Required work: Among the lines below, count those with "components". Give only the number.
------------------------------
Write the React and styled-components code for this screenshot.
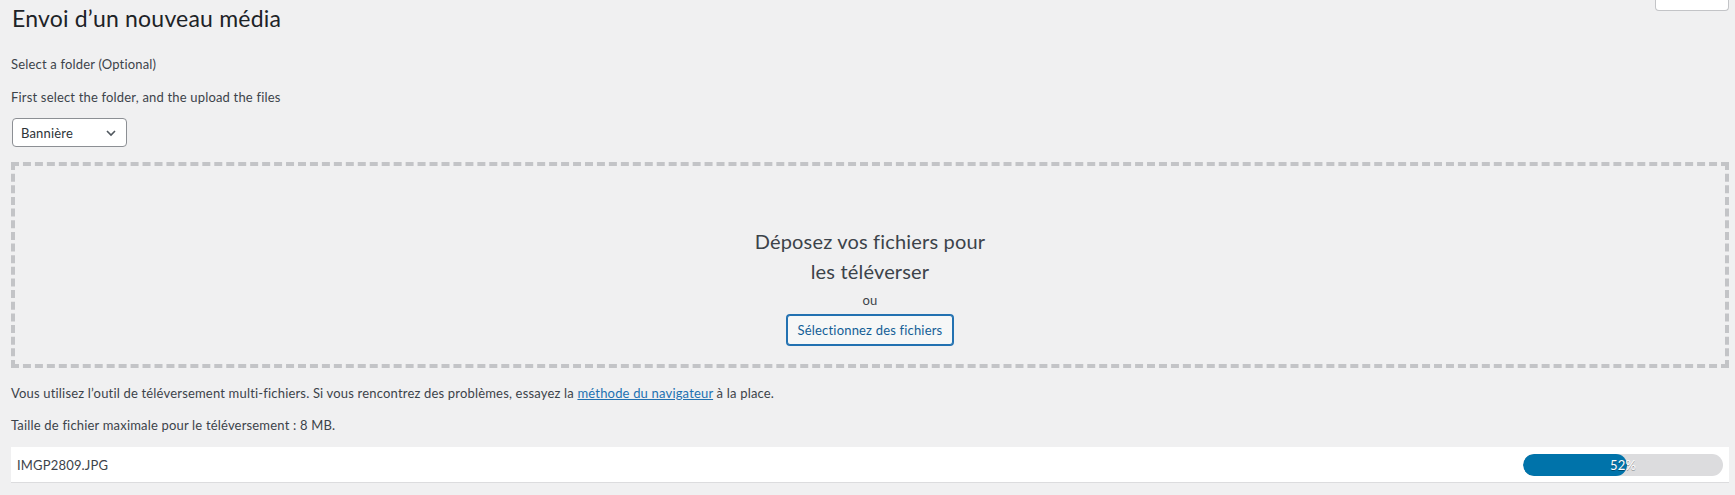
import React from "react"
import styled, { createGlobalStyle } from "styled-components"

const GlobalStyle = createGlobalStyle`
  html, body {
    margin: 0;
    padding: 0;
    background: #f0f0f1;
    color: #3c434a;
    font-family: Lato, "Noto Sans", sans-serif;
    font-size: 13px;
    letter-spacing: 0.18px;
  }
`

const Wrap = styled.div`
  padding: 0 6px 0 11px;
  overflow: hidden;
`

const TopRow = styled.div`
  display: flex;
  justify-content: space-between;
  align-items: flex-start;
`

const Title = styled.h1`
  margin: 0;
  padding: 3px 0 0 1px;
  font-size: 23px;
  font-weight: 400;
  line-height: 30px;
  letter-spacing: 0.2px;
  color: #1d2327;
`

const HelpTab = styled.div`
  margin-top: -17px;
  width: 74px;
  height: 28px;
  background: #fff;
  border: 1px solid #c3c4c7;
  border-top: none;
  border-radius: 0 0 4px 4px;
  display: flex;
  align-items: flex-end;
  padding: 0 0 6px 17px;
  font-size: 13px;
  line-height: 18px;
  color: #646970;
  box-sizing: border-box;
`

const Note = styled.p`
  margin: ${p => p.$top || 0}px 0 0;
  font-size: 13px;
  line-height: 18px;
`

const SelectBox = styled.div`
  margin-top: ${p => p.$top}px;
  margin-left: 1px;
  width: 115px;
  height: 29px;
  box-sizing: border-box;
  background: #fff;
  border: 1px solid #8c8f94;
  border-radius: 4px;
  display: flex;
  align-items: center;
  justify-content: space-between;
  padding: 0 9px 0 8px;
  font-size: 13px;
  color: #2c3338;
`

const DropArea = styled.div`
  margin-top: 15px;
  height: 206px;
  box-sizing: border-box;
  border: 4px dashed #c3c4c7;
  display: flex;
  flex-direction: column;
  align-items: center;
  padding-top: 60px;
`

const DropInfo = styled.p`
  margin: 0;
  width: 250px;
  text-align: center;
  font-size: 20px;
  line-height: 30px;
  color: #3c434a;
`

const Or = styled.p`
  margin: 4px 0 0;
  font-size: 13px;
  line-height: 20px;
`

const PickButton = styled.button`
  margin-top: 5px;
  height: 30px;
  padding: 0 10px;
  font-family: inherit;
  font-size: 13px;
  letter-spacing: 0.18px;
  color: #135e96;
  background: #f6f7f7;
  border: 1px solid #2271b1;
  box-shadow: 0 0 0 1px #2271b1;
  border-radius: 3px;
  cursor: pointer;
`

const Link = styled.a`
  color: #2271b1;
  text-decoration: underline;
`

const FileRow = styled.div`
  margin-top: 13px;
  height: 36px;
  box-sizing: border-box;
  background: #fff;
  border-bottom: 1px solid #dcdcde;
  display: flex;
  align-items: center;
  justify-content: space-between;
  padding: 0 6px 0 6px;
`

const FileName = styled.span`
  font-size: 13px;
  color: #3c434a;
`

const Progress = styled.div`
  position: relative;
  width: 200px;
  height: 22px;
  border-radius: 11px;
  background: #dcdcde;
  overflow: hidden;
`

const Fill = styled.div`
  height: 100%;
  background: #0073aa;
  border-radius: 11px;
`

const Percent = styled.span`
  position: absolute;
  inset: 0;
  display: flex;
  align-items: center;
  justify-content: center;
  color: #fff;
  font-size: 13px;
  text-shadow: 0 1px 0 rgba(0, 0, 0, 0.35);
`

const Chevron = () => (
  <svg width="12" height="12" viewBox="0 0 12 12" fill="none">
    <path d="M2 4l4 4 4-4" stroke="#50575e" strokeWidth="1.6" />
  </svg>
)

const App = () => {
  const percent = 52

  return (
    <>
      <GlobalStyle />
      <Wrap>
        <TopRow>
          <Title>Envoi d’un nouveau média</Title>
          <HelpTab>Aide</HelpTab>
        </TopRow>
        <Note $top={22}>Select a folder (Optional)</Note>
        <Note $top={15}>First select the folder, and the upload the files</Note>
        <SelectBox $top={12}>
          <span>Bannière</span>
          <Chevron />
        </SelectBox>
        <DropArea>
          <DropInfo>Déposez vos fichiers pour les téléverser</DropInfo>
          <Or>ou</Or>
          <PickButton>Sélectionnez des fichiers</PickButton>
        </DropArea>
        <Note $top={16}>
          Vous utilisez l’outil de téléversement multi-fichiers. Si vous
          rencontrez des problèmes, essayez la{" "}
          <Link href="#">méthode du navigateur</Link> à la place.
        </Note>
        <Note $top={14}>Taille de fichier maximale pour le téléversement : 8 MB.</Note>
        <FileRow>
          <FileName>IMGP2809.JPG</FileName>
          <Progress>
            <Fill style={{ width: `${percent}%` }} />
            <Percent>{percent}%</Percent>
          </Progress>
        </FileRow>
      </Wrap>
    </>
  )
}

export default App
------------------------------
Reply to the exercise: 2